Save the dataset and open our predictive scenario application.
Click on the apply predictive model icon.
After clicking, you are required to select the test dataset. In the Statistics & Predictions tab, select Predicted Category and Probability (if needed). In the Output as tab, select the final output dataset. (Final Predicted Dataset in our case) No need to select any values in replicated colums, since student id field (our key variable) will automatically replicated. Now click on Apply button.
Expand the status panel, and you’ll see the status changing from “Trained” to “Applying Pending” to “Applying” and, finally, to “Applied”.
Now go to the Files app where you should find Final Predicted Dataset generated dataset.
You should see two new columns predicted category and prediction probability value. Out of the 95 rows, our model predicts that 70 students will pass (pass variable is 1) and 25 students will fail (pass variable is 0).

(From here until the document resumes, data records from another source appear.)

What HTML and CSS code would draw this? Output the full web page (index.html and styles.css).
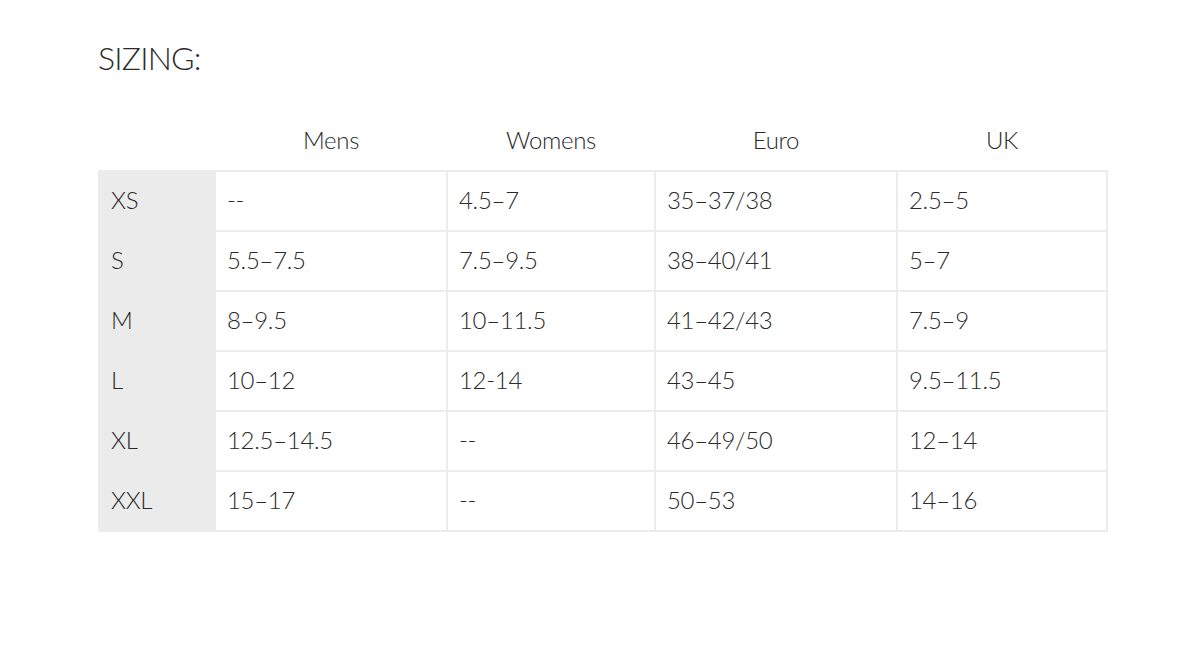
FILE: index.html
```html
<!DOCTYPE html>
<html>
<head>
<meta charset="utf-8">
<link rel="stylesheet" href="styles.css">
</head>
<body>
<div class="page">
  <h1 class="title">SIZING:</h1>
  <table class="sizes">
    <colgroup>
      <col class="c0"><col class="c1"><col class="c2"><col class="c3"><col class="c4">
    </colgroup>
    <thead>
      <tr><th></th><th>Mens</th><th>Womens</th><th>Euro</th><th>UK</th></tr>
    </thead>
    <tbody>
      <tr><td class="lbl">XS</td><td>--</td><td>4.5–7</td><td>35–37/38</td><td>2.5–5</td></tr>
      <tr><td class="lbl">S</td><td>5.5–7.5</td><td>7.5–9.5</td><td>38–40/41</td><td>5–7</td></tr>
      <tr><td class="lbl">M</td><td>8–9.5</td><td>10–11.5</td><td>41–42/43</td><td>7.5–9</td></tr>
      <tr><td class="lbl">L</td><td>10–12</td><td>12-14</td><td>43–45</td><td>9.5–11.5</td></tr>
      <tr><td class="lbl">XL</td><td>12.5–14.5</td><td>--</td><td>46–49/50</td><td>12–14</td></tr>
      <tr><td class="lbl">XXL</td><td>15–17</td><td>--</td><td>50–53</td><td>14–16</td></tr>
    </tbody>
  </table>
</div>
</body>
</html>
```
FILE: styles.css
```css
html, body {
  margin: 0;
  padding: 0;
  background: #fff;
}
body {
  font-family: "Lato", "Liberation Sans", sans-serif;
  font-weight: 300;
  color: #2a2a2a;
}
.page {
  padding: 36px 0 0 98px;
}
.title {
  margin: 0;
  font-size: 32px;
  font-weight: 300;
  line-height: 44px;
  letter-spacing: -0.8px;
}
.sizes {
  margin-top: 35px;
  border-collapse: collapse;
  width: 1008px;
  table-layout: fixed;
  font-size: 24px;
  letter-spacing: -0.3px;
}
.c0 { width: 116px; }
.c1 { width: 232px; }
.c2 { width: 208px; }
.c3 { width: 242px; }
.c4 { width: 210px; }
.sizes th {
  font-weight: 300;
  height: 49px;
  padding: 0 0 6px 0;
  text-align: center;
  vertical-align: middle;
}
.sizes td {
  height: 54px;
  padding: 0 0 4px 11px;
  border: 2px solid #ececec;
  vertical-align: middle;
  text-align: left;
}
.sizes td.lbl {
  background: #ebebeb;
}
```
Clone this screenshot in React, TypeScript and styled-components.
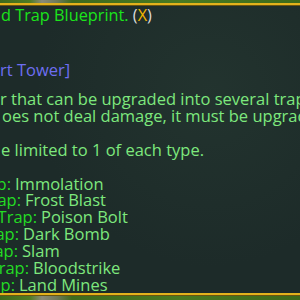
import { FC } from 'react'
import styled, { createGlobalStyle } from 'styled-components'

const GlobalStyle = createGlobalStyle`
  html, body {
    margin: 0;
    padding: 0;
    background: #1e2c2a;
  }
`

interface Trap {
  prefix: string
  name: string
  cut: number
}

// cut = visible width of the prefix column, the rest is off the left edge
const traps: Trap[] = [
  { prefix: 'Trap:', name: 'Immolation', cut: 11 },
  { prefix: 'Trap:', name: 'Frost Blast', cut: 21 },
  { prefix: 'Trap:', name: 'Poison Bolt', cut: 37 },
  { prefix: 'Trap:', name: 'Dark Bomb', cut: 19 },
  { prefix: 'Trap:', name: 'Slam', cut: 18 },
  { prefix: 'Trap:', name: 'Bloodstrike', cut: 29 },
  { prefix: 'Trap:', name: 'Land Mines', cut: 15 }
]

const TooltipComponent: FC<{ className?: string }> = ({ className }) => (
  <div className={className}>
    <GlobalStyle />
    <Grass />
    <GoldRule />
    <Panel>
      <Title>
        d Trap Blueprint. <Paren>(</Paren>
        <Hotkey>X</Hotkey>
        <Paren>)</Paren>
      </Title>
      <Divider />
      <Tower>rt Tower]</Tower>
      <Body>
        <Line $shift={0}>r that can be upgraded into several traps</Line>
        <Line $shift={2}>oes not deal damage, it must be upgrad</Line>
        <Gap />
        <Line $shift={1}>e limited to 1 of each type.</Line>
        <Gap />
        {traps.map((t) => (
          <TrapRow key={t.name}>
            <Prefix $cut={t.cut}>
              <span>{t.prefix}</span>
            </Prefix>
            <Name>{t.name}</Name>
          </TrapRow>
        ))}
      </Body>
    </Panel>
    <GoldRule />
    <Grass $tall />
  </div>
)

TooltipComponent.displayName = 'Tooltip'

const Grass = styled.div<{ $tall?: boolean }>`
  height: ${(p) => (p.$tall ? 4 : 3)}px;
  flex-shrink: 0;
  background: linear-gradient(
    90deg,
    #3f6a1c 0%,
    #4f7d24 10%,
    #8a8a78 14%,
    #6f7a5a 19%,
    #3e6b1d 24%,
    #4a7a22 60%,
    #3d6a1b 100%
  );
`

const GoldRule = styled.div`
  height: 2px;
  flex-shrink: 0;
  background: #e3b21c;
  border-bottom: 1px solid #6b5410;
`

const Panel = styled.div`
  flex: 1;
  display: flex;
  flex-direction: column;
  overflow: hidden;
  background:
    radial-gradient(circle at 70% 30%, rgba(40, 60, 52, 0.5), transparent 60%),
    #1d2b29;
`

const Title = styled.div`
  font-size: 16.3px;
  line-height: 17px;
  color: #1be51b;
  padding: 1px 0 0 1px;
  white-space: nowrap;
`

const Paren = styled.span`
  color: #dadada;
`

const Hotkey = styled.span`
  color: #f2b600;
`

const Divider = styled.div`
  height: 1px;
  background: #8e9593;
  margin-top: 29px;
`

const Tower = styled.div`
  line-height: 17px;
  color: #6e6ef0;
  margin-top: 8px;
  white-space: nowrap;
`

const Body = styled.div`
  display: flex;
  flex-direction: column;
  margin-top: 13px;
  line-height: 16.9px;
  color: #7de87d;
  white-space: nowrap;
`

const Line = styled.div<{ $shift: number }>`
  padding-left: ${(p) => p.$shift}px;
`

const Gap = styled.div`
  height: 16.9px;
`

const TrapRow = styled.div`
  display: flex;
  gap: 4px;
`

const Prefix = styled.span<{ $cut: number }>`
  display: flex;
  justify-content: flex-end;
  overflow: hidden;
  flex-shrink: 0;
  width: ${(p) => p.$cut}px;
  color: #24dc24;
`

const Name = styled.span`
  color: #7de87d;
`

const Tooltip = styled(TooltipComponent)`
  width: 300px;
  height: 300px;
  display: flex;
  flex-direction: column;
  overflow: hidden;
  font-family: 'Open Sans', sans-serif;
  font-size: 16.5px;
`

export default function App() {
  return <Tooltip />
}
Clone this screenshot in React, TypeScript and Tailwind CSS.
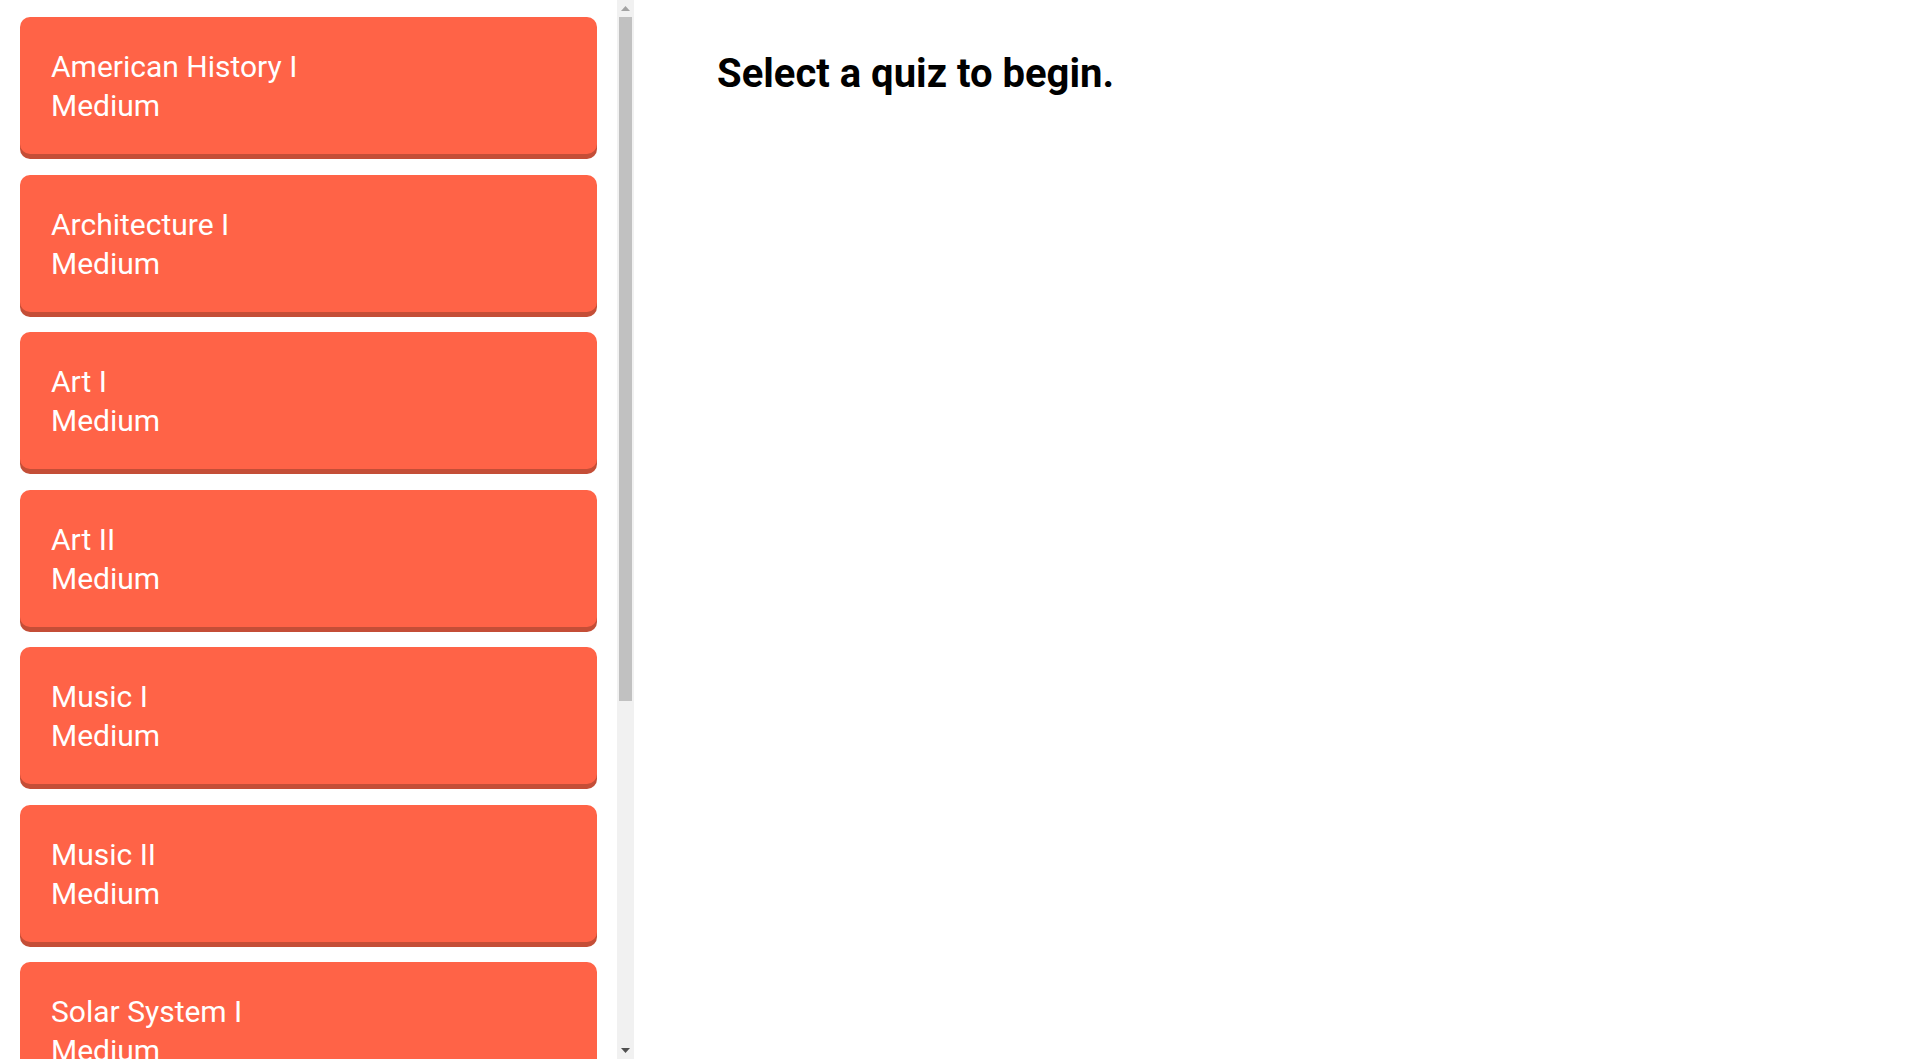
import { useState } from "react";

type Quiz = {
  id: number;
  title: string;
  difficulty: string;
};

const quizzes: Quiz[] = [
  { id: 1, title: "American History I", difficulty: "Medium" },
  { id: 2, title: "Architecture I", difficulty: "Medium" },
  { id: 3, title: "Art I", difficulty: "Medium" },
  { id: 4, title: "Art II", difficulty: "Medium" },
  { id: 5, title: "Music I", difficulty: "Medium" },
  { id: 6, title: "Music II", difficulty: "Medium" },
  { id: 7, title: "Solar System I", difficulty: "Medium" },
  { id: 8, title: "Solar System II", difficulty: "Medium" },
  { id: 9, title: "World History I", difficulty: "Medium" },
  { id: 10, title: "World History II", difficulty: "Medium" },
];

function QuizCard({ quiz, onSelect }: { quiz: Quiz; onSelect: (q: Quiz) => void }) {
  return (
    <button
      className="mx-[20px] flex shrink-0 flex-col items-start rounded-[10px] bg-[#ff6347] px-[31px] pt-[30px] pb-[29px] text-left text-[30px] leading-[39px] text-white shadow-[0_5px_0_#c44e37] cursor-pointer"
      onClick={() => onSelect(quiz)}
    >
      <span>{quiz.title}</span>
      <span>{quiz.difficulty}</span>
    </button>
  );
}

// classic scrollbar look, drawn by hand so it shows the same everywhere
function FakeScrollbar() {
  return (
    <div className="flex h-full w-[17px] shrink-0 flex-col bg-[#f1f1f1]">
      <div className="flex h-[17px] shrink-0 items-center justify-center">
        <svg width="9" height="5" viewBox="0 0 9 5">
          <path d="M4.5 0 L9 5 L0 5 Z" fill="#a3a3a3" />
        </svg>
      </div>
      <div className="flex-1 px-[2px]">
        <div className="h-[684px] bg-[#c1c1c1]" />
      </div>
      <div className="flex h-[17px] shrink-0 items-center justify-center">
        <svg width="9" height="5" viewBox="0 0 9 5">
          <path d="M0 0 L9 0 L4.5 5 Z" fill="#505050" />
        </svg>
      </div>
    </div>
  );
}

export default function App() {
  const [selected, setSelected] = useState<Quiz | null>(null);

  return (
    <div className="flex h-screen w-full bg-white font-['Roboto',sans-serif]">
      {/* quiz list */}
      <aside className="flex h-full w-[634px] shrink-0">
        <div className="h-full flex-1 overflow-y-auto [scrollbar-width:none]">
          <div className="flex flex-col gap-[20.5px] pt-[17px] pb-[5px]">
            {quizzes.map((q) => (
              <QuizCard key={q.id} quiz={q} onSelect={setSelected} />
            ))}
          </div>
        </div>
        <FakeScrollbar />
      </aside>

      {/* main panel */}
      <main className="flex-1 pl-[83px] pt-[50px]">
        <h1 className="text-[40px] font-bold leading-[47px] text-black">
          {selected ? selected.title : "Select a quiz to begin."}
        </h1>
      </main>
    </div>
  );
}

5. Increasing the prediction percentage
Now let us create a new model (named model 2) by removing the influencers which is contributing less than 3 percentage and check for prediction power and confidence.
Let us remove the influencers goout, Fedu, study time, romantic and gender and train the model 2.
We can see that the predictive power and predictive confidence is increased in the second model.
Now let us create a new model by considering only the top 2 contributing influencers. Here G1 and G2 are the top 2 influencers. We can name this model as model 3.
We can see that the predictive power and confidence is further increased when we have only the top 2 influencers.
Now, let us compare the output of these 3 models with the actual output. Out of 95 students, model 1 predicts 85 students correctly, model 2 predicts 87 students and model 3 predicts 88 students correctly.
So, model 3 is the one having high prediction success rate.
6. Visualization
Consuming the final 3rd Model data in a story for visualization purpose. The story consists of key performance indicators like pass prediction status for various dimensions.